Algorithm design techniques are reusable patterns for turning a problem into an efficient solution. This post gives an overview of the main ones—divide and conquer, greedy, dynamic programming—and when to reach for each.


Divide and conquer

  • Idea: Split the problem into smaller subproblems (often half the size), solve them recursively, then combine the results.
  • When it fits: Problem naturally breaks into independent or nearly independent pieces; combination cost is modest.
  • Examples: Merge sort (split array, sort halves, merge), quicksort (partition, sort parts), binary search (one half only), closest pair of points.
  • Complexity: Often O(n log n) or similar; master theorem helps for recurrences of the form T(n) = a T(n/b) + f(n).

Greedy

  • Idea: At each step, make the locally optimal choice; never backtrack.
  • When it fits: Problem has greedy choice property (a global optimum includes the greedy choice) and optimal substructure.
  • Examples: Activity selection, Huffman coding, Dijkstra, MST (Kruskal, Prim), fractional knapsack.
  • Complexity: Often O(n log n) from sorting or a priority queue; sometimes O(n) or O(E log V).

Dynamic programming

  • Idea: Solve overlapping subproblems once; store results and reuse (memoization or tabulation).
  • When it fits: Optimal substructure and overlapping subproblems; greedy doesn’t work.
  • Examples: Fibonacci, coin change, longest common subsequence, knapsack, many optimization problems.
  • Complexity: Depends on subproblem count and work per subproblem; often O(n²) or O(n × W) etc.
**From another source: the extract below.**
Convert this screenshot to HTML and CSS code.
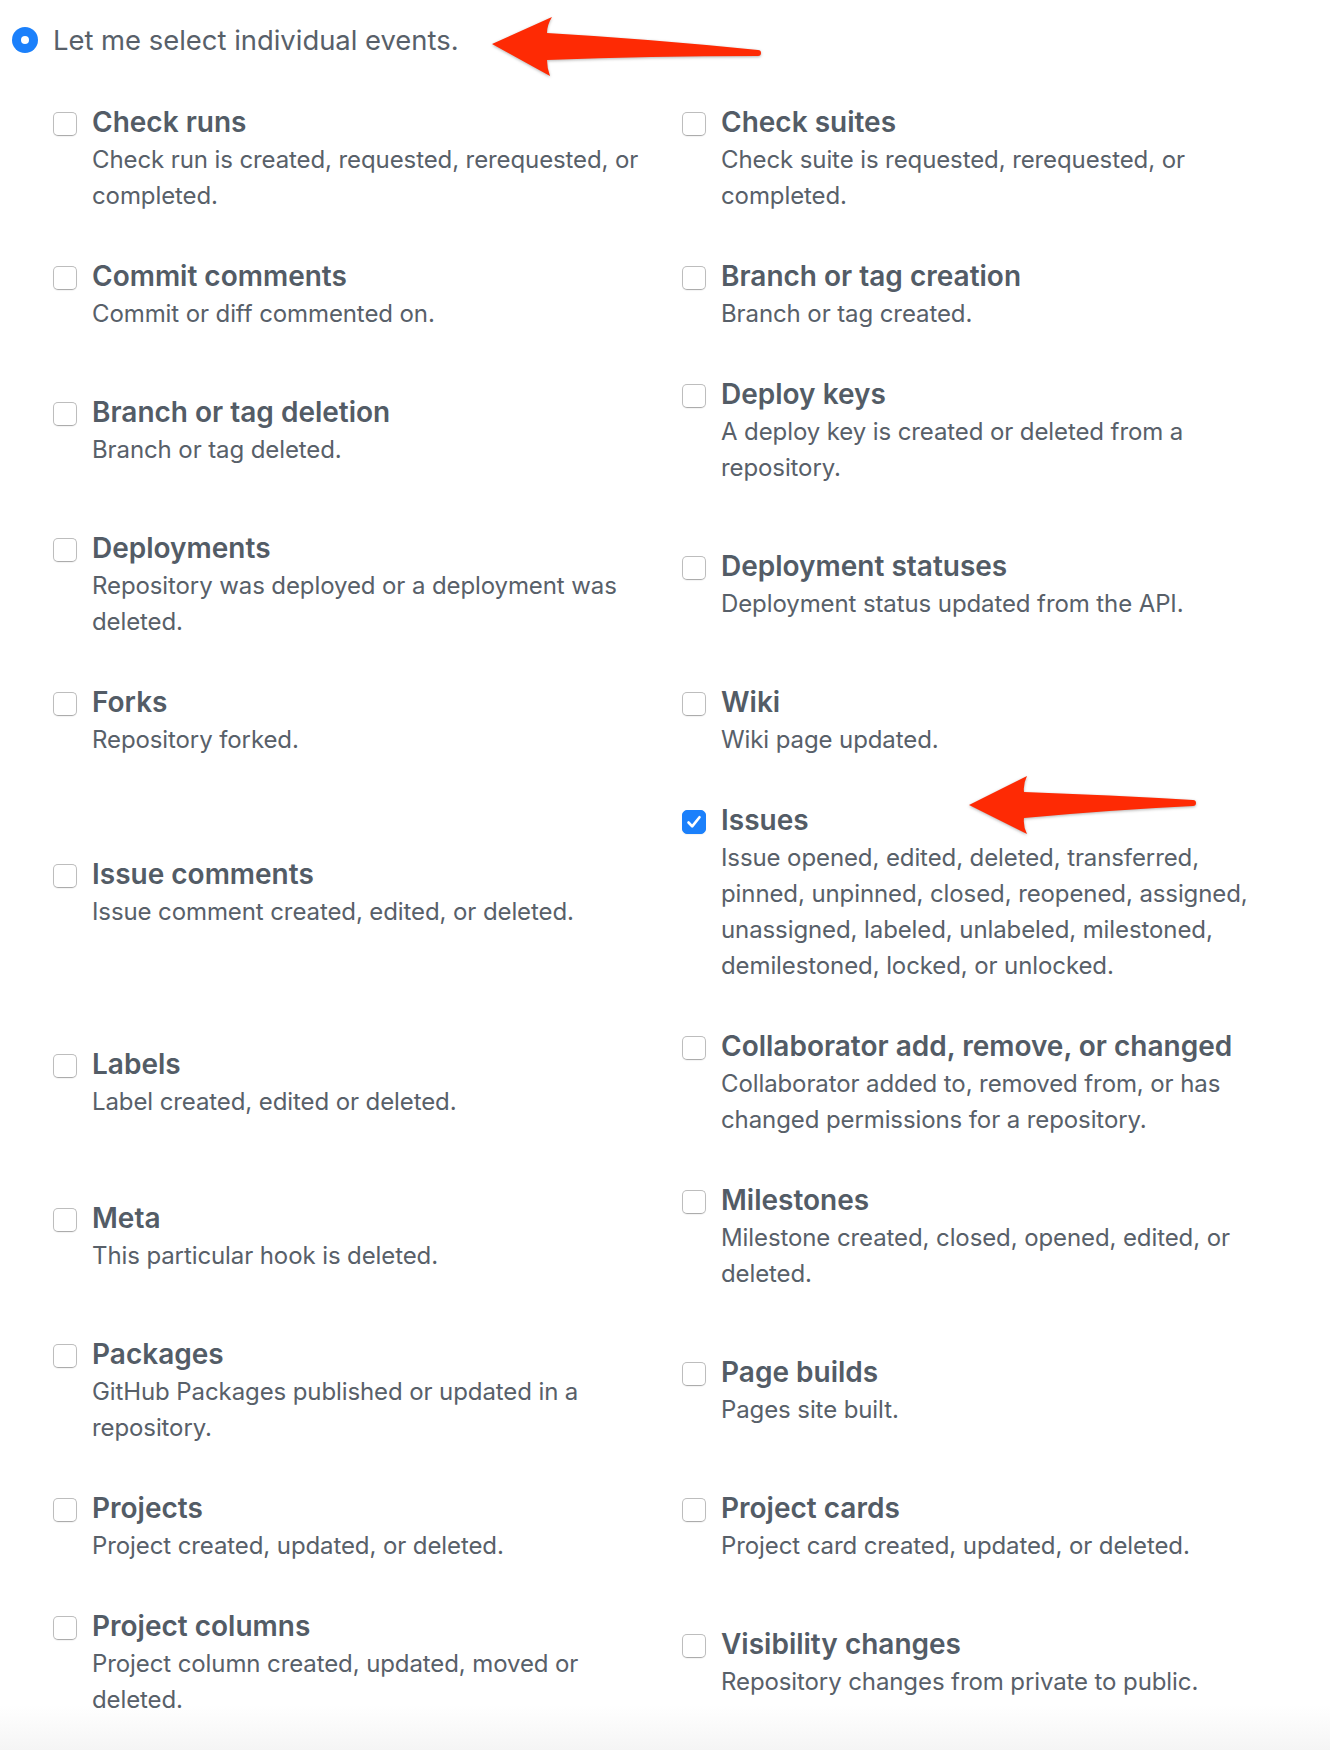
FILE: index.html
```html
<!DOCTYPE html>
<html lang="en">
<head>
<meta charset="utf-8">
<title>Webhook events</title>
<link rel="stylesheet" href="styles.css">
</head>
<body>
<div class="page">
  <div class="radio-row">
    <span class="radio"></span>
    <span class="radio-label">Let me select individual events.</span>
  </div>

  <ul class="events">
    <li class="event"><span class="box"></span><div class="text"><div class="title">Check runs</div><p class="note">Check run is created, requested, rerequested, or completed.</p></div></li>
    <li class="event"><span class="box"></span><div class="text"><div class="title">Check suites</div><p class="note">Check suite is requested, rerequested, or completed.</p></div></li>

    <li class="event"><span class="box"></span><div class="text"><div class="title">Commit comments</div><p class="note">Commit or diff commented on.</p></div></li>
    <li class="event"><span class="box"></span><div class="text"><div class="title">Branch or tag creation</div><p class="note">Branch or tag created.</p></div></li>

    <li class="event"><span class="box"></span><div class="text"><div class="title">Branch or tag deletion</div><p class="note">Branch or tag deleted.</p></div></li>
    <li class="event"><span class="box"></span><div class="text"><div class="title">Deploy keys</div><p class="note">A deploy key is created or deleted from a repository.</p></div></li>

    <li class="event"><span class="box"></span><div class="text"><div class="title">Deployments</div><p class="note">Repository was deployed or a deployment was deleted.</p></div></li>
    <li class="event"><span class="box"></span><div class="text"><div class="title">Deployment statuses</div><p class="note">Deployment status updated from the API.</p></div></li>

    <li class="event"><span class="box"></span><div class="text"><div class="title">Forks</div><p class="note">Repository forked.</p></div></li>
    <li class="event"><span class="box"></span><div class="text"><div class="title">Wiki</div><p class="note">Wiki page updated.</p></div></li>

    <li class="event"><span class="box"></span><div class="text"><div class="title">Issue comments</div><p class="note">Issue comment created, edited, or deleted.</p></div></li>
    <li class="event"><span class="box box-checked"><svg viewBox="0 0 24 24" width="24" height="24"><path d="M6.5 12.5 L10.2 16.4 L17.5 7.2" fill="none" stroke="#fff" stroke-width="2.6" stroke-linecap="round" stroke-linejoin="round"/></svg></span><div class="text"><div class="title">Issues</div><p class="note">Issue opened, edited, deleted, transferred, pinned, unpinned, closed, reopened, assigned, unassigned, labeled, unlabeled, milestoned, demilestoned, locked, or unlocked.</p></div></li>

    <li class="event"><span class="box"></span><div class="text"><div class="title">Labels</div><p class="note">Label created, edited or deleted.</p></div></li>
    <li class="event"><span class="box"></span><div class="text"><div class="title">Collaborator add, remove, or changed</div><p class="note">Collaborator added to, removed from, or has changed permissions for a repository.</p></div></li>

    <li class="event"><span class="box"></span><div class="text"><div class="title">Meta</div><p class="note">This particular hook is deleted.</p></div></li>
    <li class="event"><span class="box"></span><div class="text"><div class="title">Milestones</div><p class="note">Milestone created, closed, opened, edited, or deleted.</p></div></li>

    <li class="event"><span class="box"></span><div class="text"><div class="title">Packages</div><p class="note">GitHub Packages published or updated in a repository.</p></div></li>
    <li class="event"><span class="box"></span><div class="text"><div class="title">Page builds</div><p class="note">Pages site built.</p></div></li>

    <li class="event"><span class="box"></span><div class="text"><div class="title">Projects</div><p class="note">Project created, updated, or deleted.</p></div></li>
    <li class="event"><span class="box"></span><div class="text"><div class="title">Project cards</div><p class="note">Project card created, updated, or deleted.</p></div></li>

    <li class="event"><span class="box"></span><div class="text"><div class="title">Project columns</div><p class="note">Project column created, updated, moved or deleted.</p></div></li>
    <li class="event"><span class="box"></span><div class="text"><div class="title">Visibility changes</div><p class="note">Repository changes from private to public.</p></div></li>
  </ul>

  <svg class="arrow arrow-top" viewBox="480 8 290 80" width="290" height="80">
    <path d="M492 44 L552 17 Q547 25 547 33 Q650 39 758 50 A3 3 0 0 1 758 56 Q650 56 547 60 Q547 68 550 76 Z"/>
  </svg>
  <svg class="arrow arrow-issues" viewBox="960 768 245 75" width="245" height="75">
    <path d="M969 805 L1027 776 Q1023 784 1024 792 Q1110 795 1193 800 A3 3 0 0 1 1193 806 Q1110 810 1024 818 Q1023 826 1027 834 Z"/>
  </svg>
</div>
</body>
</html>
```

FILE: styles.css
```css
* { box-sizing: border-box; }

html, body {
  margin: 0;
  padding: 0;
  background: #fff;
}

.page {
  position: relative;
  width: 1330px;
  min-height: 1750px;
  padding: 20px 0 0 12px;
  font-family: "Inter", "Liberation Sans", sans-serif;
  color: #586069;
  background: linear-gradient(to bottom, #fff 0, #fff 1705px, #f5f5f5 1750px);
}

.radio-row {
  display: flex;
  align-items: center;
  height: 40px;
}

.radio {
  width: 26px;
  height: 26px;
  border-radius: 50%;
  background: #1b80fb;
  display: flex;
  align-items: center;
  justify-content: center;
  margin-right: 15px;
}

.radio::after {
  content: "";
  width: 8px;
  height: 8px;
  border-radius: 50%;
  background: #fff;
}

.radio-label {
  font-size: 27.4px;
  line-height: 40px;
  color: #586069;
}

.events {
  list-style: none;
  margin: 42px 0 0 41px;
  padding: 0;
  display: grid;
  grid-template-columns: 629px 629px;
  row-gap: 42px;
  align-items: center;
}

.event {
  display: flex;
  align-items: flex-start;
}

.box {
  flex: none;
  width: 24px;
  height: 24px;
  margin-top: 10px;
  margin-right: 15px;
  border: 1px solid #bdbdbd;
  border-bottom-color: #acacac;
  border-radius: 5px;
  background: #fff;
  box-shadow: 0 1px 1px rgba(0, 0, 0, 0.05);
}

.box-checked {
  border-color: #1b80fb;
  background: #1b80fb;
  display: flex;
  align-items: center;
  justify-content: center;
}

.box-checked svg {
  display: block;
  margin: -1px;
}

.text {
  max-width: 560px;
}

.title {
  font-size: 28px;
  font-weight: 600;
  line-height: 40px;
  color: #535c66;
}

.note {
  margin: 0;
  font-size: 24px;
  line-height: 36px;
  letter-spacing: -0.1px;
  color: #586069;
}

.arrow {
  position: absolute;
  fill: #fe2a04;
  filter: drop-shadow(0 1px 1.5px rgba(0, 0, 0, 0.3));
}

.arrow-top {
  left: 480px;
  top: 8px;
}

.arrow-issues {
  left: 960px;
  top: 768px;
}
```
Brute force and backtracking

  • Brute force: Try all possibilities; accept when input is tiny.
  • Backtracking: Explore choices (e.g. place queen, try next row); prune when a partial solution can’t lead to a valid one. Used for enumeration, constraint satisfaction (e.g. N-queens, Sudoku).
  • When: Problem size is small, or you need all solutions; pruning makes it feasible for medium sizes.

Which technique to try

  • Can you split and combine?Divide and conquer.
  • Does “best local choice” always lead to global optimum?Greedy.
  • Overlapping subproblems and optimal substructure but no greedy?Dynamic programming.
  • Need to enumerate or search with pruning?Backtracking (or search + heuristics).

Often the same problem can be solved with different techniques; pick the one that gives the right complexity and is clearest to implement and maintain.